逆輸出した「日本漢語」についても、現代中国語の中の社会科学に関する語彙の60~80%は日本からきたものだ、というくらい中国に定着しています。
たとえば「中華人民共和国」という国名は「中華」以外はすべて日本漢語だそうです。


『貝と羊』でも言及しているように、著者は士太夫階級(=中流実務階級)が国のパワーの源であり、その没落が王朝の没落を招くという史実を重視しています。そして教養は中流実務者階級の活力のバロメーターであるとし、現在日本の教養・ひいては国力の衰えを憂いています。

現代の日本の政治家は、少数の「勝ち組」のパワーで日本社会が浮上できると勘違いしているように、筆者には思える。たしかに、中国やアメリカのような大陸国家なら、そんな方式も可能かもしれない。しかし日本のような島国社会では、中流実務階級の知力を充実させることこそが、国全体の活力を高める早道である。それは、江戸から明治にかけての日本の歴史をふりかえれば、あきらかである。

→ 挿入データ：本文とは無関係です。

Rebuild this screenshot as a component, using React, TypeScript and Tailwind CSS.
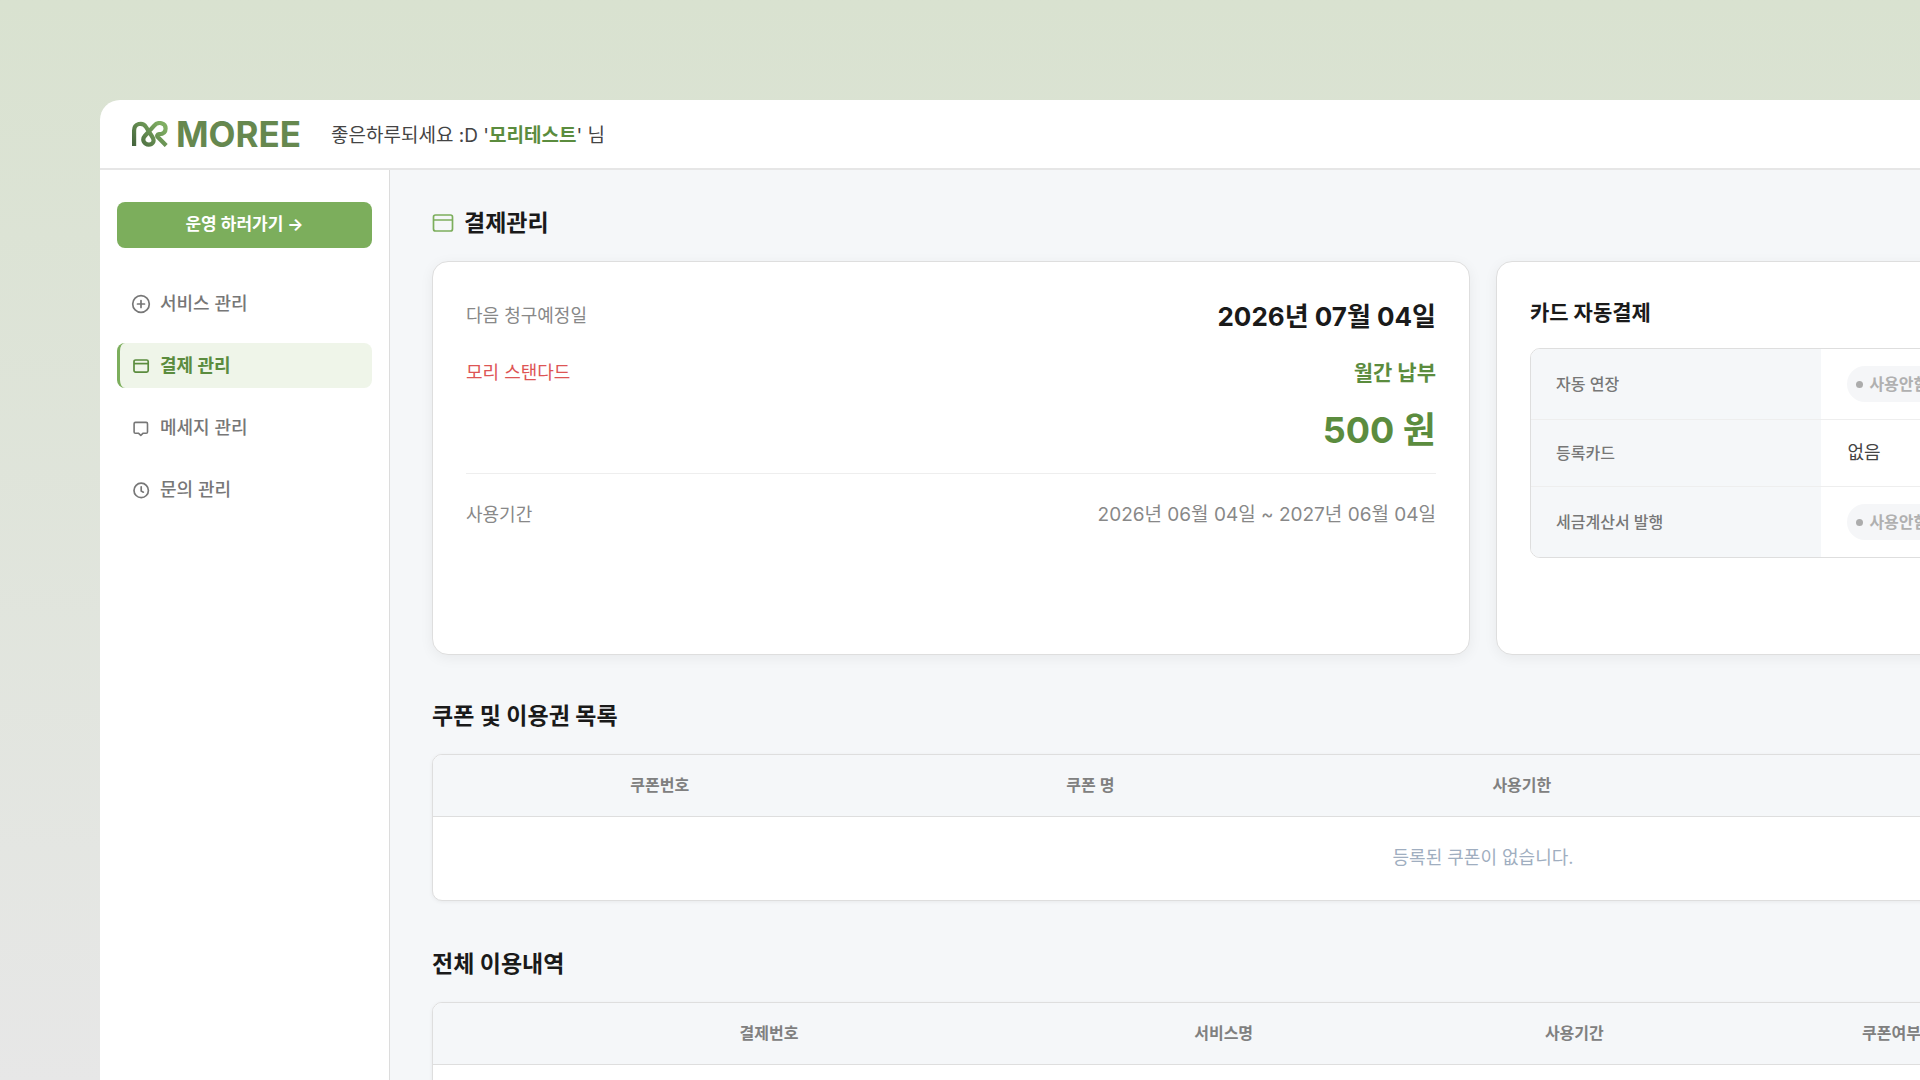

一例をあげると、今日の日本人は、「パソコン」にあたる漢語さえ考案できず、中国人が考案した「電脳」を輸入して使っている。カタカナの外来語をなんでも新漢語に置き換えればよい、というわけではない。しかし、今日の中国で、パソコンやインターネット関連の用語をどんどん新漢語に置き換え、自国民にわかりやすいものにしている様子を見ると、まるで明治期の日本のような勢いを感じる。
(注:「電話」は日本人が発明した新漢語が中国製をおしのけて中国でも使われるようになったそうです。)

そして日本における教養の回復のきっかけとしての漢文の価値を熱く訴えます。


どちらもおすすめの良書だと思います。


<余談その1>
toshiさんにはぜひ内部統制やコンプライアンス関係のカタカナ用語をわかりやすいくあらわす漢語を発明していただきたいと思います(何しろ「SOX法」なんて議員の頭文字ですからねぇ・・・)。
また、47thさんには、M&Aや買収防衛策の用語の新漢語を(「ワクチンプラン」なんて言ってないでw)ぜひ発明していただきたいと思います。

普及には微力ながら協力させていただきますので。


<余談その2>
漢文といえばはるか昔の受験生の頃、通信添削のZ会の漢文はときどきポルノが問題文に出るのが名物(楽しみ)だったのですが、今も続いているんでしょうか?